Ich glotz‘ TV – TV bakıyorum
Burhan Gözüakça führt von die von der ARD/ZDF-Medienkommission durchgeführte Studie MIGRANTEN UND MEDIEN 2011 an. Da sei zu lesen, dass unter den 6 größten Migrantengruppen (ehemalige UdSSR, Türkei, Polen, ehemaliges Yugoslawien, Italien und Griechenland) das deutsche Fernsehen als Medium dominiere. Dies sei aber eine Frage der Interpretation der Zahlen. Schließlich würde der Schnitt auch aus Migrantengruppen gebildet, die im Verhältnis zu den großen Communities eher klein seien (beispielsweise Italiener und Griechen). Doch selbst wenn die Anteilnahme der Migrantinnen und Migranten am deutschen TV groß sei, sei es umso schlimmer, dass das Ethno-Marketing als gezielte Ansprache auch dort immer noch nicht angekommen sei. Insgesamt müsse man sich vor Augen halten, dass man auf Produktebene auf die Zielgruppe eingehen sollte, egal in welchem Medium und Format.
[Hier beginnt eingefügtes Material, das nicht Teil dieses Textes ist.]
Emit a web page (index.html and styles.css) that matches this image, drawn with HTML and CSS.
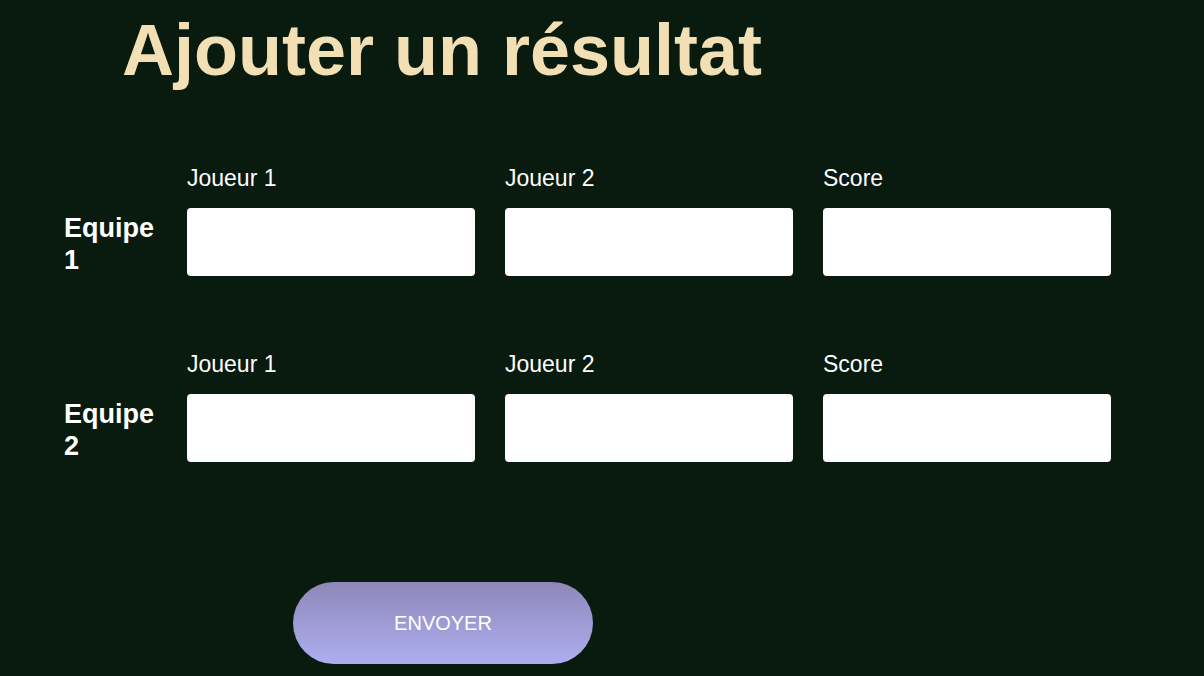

Das beginne an der Fleischtheke, wo vielleicht ein Halal-Labeling wichtig ist, und erstrecke sich auch auf andere Bereiche, beispielsweise Brautmode, Telekommunikation und Autos. Die Kunst besteht darin, die Zielgruppe mit zugeschnittenen Angeboten zu umwerben ohne sich offensichtlich anzubiedern oder gängige Vorurteile zu bedienen. Denn in dieser Hinsicht sind Türken nicht anders als andere Zielgruppen, die im Marketing hoch gehandelt werden. Ob Türken, Frauen, Senioren, Jugendliche – Produkte sollten die Besonderheiten der Zielgruppe berücksichtigen, ohne sie als Schwächen explizit in den Vordergrund zu rücken, so Prof. Dr. Halfmann. Bemühtes Übersetzen und umständliches Erklären einfachster Sachverhalte kommt gerade bei den hierzulande voll integrierten Türken eher negativ an.

Für die Zukunft sieht Burhan Gözüakça in jedem Fall noch viel Auf- und Erklärungsarbeit auf sich und andere Ethno-Marketing-Spezialisten zukommen – gut für seine Agentur und gut für die Entwicklung des Ethno-Marketings vom ewigen Talent zum Spielmacher.